Riflessioni sul Salone appena concluso. 

salone internazionale del libro TorinoDal sito del Salone del Libro, nel giorno di chiusura, si leggono cifre incoraggianti. Un incremento di ingressi pari al 3% rispetto all’anno precedente, la ripresa delle vendite dichiarata dai maggiori gruppi editoriali e quantificabile con una crescita che oscilla dal 10 al 20%. Lo stesso dicasi per l’editoria religiosa.
L’Officina, dedicata agli indipendenti, pare aver soddisfatto ogni aspettativa e tutti gli eventi del Salone Off – ben 500 in questa edizione – aver coinvolto un numero inaspettato di persone. Perfino il sito Facebook del Salone  sembra abbia ottenuto un aumento di circa settemila “like”.
Sulla carta stampata si celebra un’edizione eccezionale che, come ogni anno, non è scevra da critiche.
Prima di tutto sulle cifre. L’impressione generale delle persone con cui ho parlato, che fossero editori, librai, scrittori o semplici lettori, è che l’affluenza fosse di gran lunga minore rispetto all’anno precedente. In molti hanno lamentato l’assenza di alcuni piccoli editori che, probabilmente causa crisi, in questa edizione hanno rinunciato a partecipare. E in molti hanno affermato di non aver visto effettuare grandi acquisti come in anni precedenti. Eppure …
In rete c’è chi accusa l’informazione di falsare la realtà in un gioco che pare opposto a quello che si sente spesso per le manifestazioni di altro tipo, in cui per l’organizzazione c’è sempre il doppio di affluenza rispetto a quella dichiarata dalla Questura. Sono dati che non possiamo confutare in alcun modo,ma l’impressione generale risulta differente da quanto riferito.
Allo stesso tempo si legge di un Salone dispersivo, si critica la necessità di pagare un biglietto quando i 10 euro potrebbero essere spesi in libri, ci si interroga su quanto il Salone serva a fare soldi piuttosto che cultura.  Annoia probabilmente chi ama i libri e solo quelli lo spazio dedicato alla cucina e al cibo, spazio che però pare sempre fin troppo affollato per chiudere.
Si parla molto della crisi del libro. Le cause e il futuro. Critiche aperte verso chi, come il Ministro Franceschini accusa anche la televisione di questa disaffezione nei confronti della lettura. Televisione che ha contribuito a pubblicare e vendere libri che probabilmente nessuno avrebbe pubblicato o comprato se non ci fosse stato dietro un passaggio televisivo.

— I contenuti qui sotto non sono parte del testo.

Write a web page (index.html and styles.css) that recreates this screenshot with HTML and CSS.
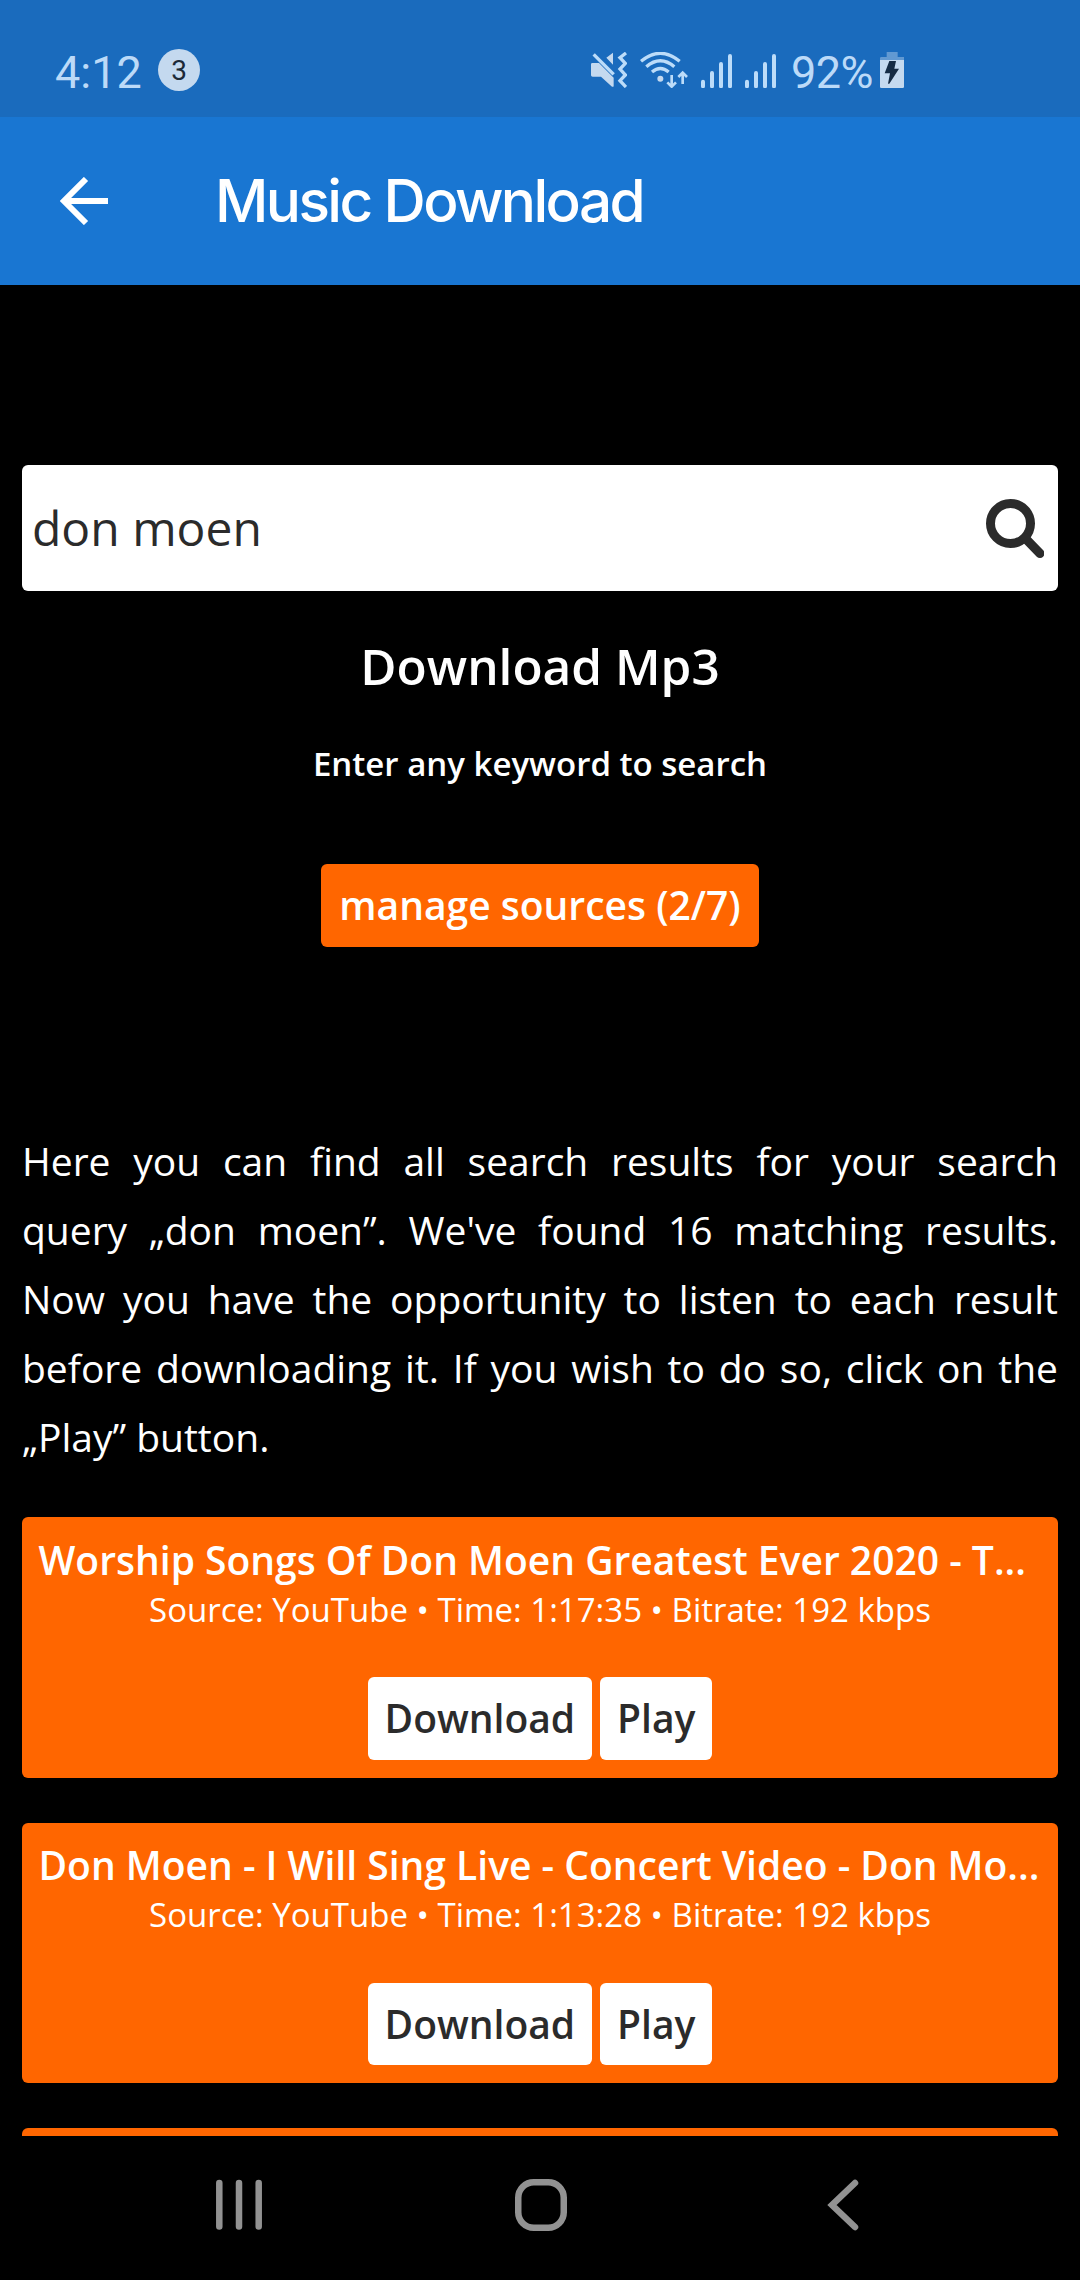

Quando si parla di crisi del libro e della lettura ci si rimanda la palla in continuazione. Chi  incolpa gli editori, chi le istituzioni, chi il pubblico, chi la televisione. In mezzo ci sono lettori, librai e artigiani, autori e piccoli editori che cercano di capire come muoversi. Sono tante le domande che ho sentito al Salone. Poche finora le risposte. Ma ce ne devono essere, da qualche parte.
Buone le risposte anche sul piano dell’editoria digitale, dicono dal Salone, sebbene qui in Italia gli acquisti non siano all’altezza delle aspettative grazie anche a una certa diffidenza nei confronti del nuovo. Eppure una riflessione sullo spreco costante di materiale cartaceo sembra utile. Il ricambio dei titoli sullo scaffale è sempre più rapido, i resi che vanno al macero sono destinati ad aumentare.
Quindi il futuro: quale il futuro del libro?
Prodotto da ricambio veloce sugli scaffali o produzione culturale, o entrambe le cose? Cartaceo, digitale o tutte e due?
E il Salone, dopo questi anni di crisi e di progressivo spostamento verso il puro mercato di un evento che era partito come prettamente culturale? Quale il suo futuro? È possibile rinnovare una formula che da quasi trent’anni ha accompagnato la nostra città?
Quindi che dire del bilancio di questa 27esima edizione del Salone? Prendiamo l’ottimismo degli organizzatori e unendolo alle critiche o alle riflessioni delle persone incontrate in questi giorni applichiamolo al tema dell’anno. Bene in vista. Sono sicura che per un futuro in positivo siano utili entrambe le cose.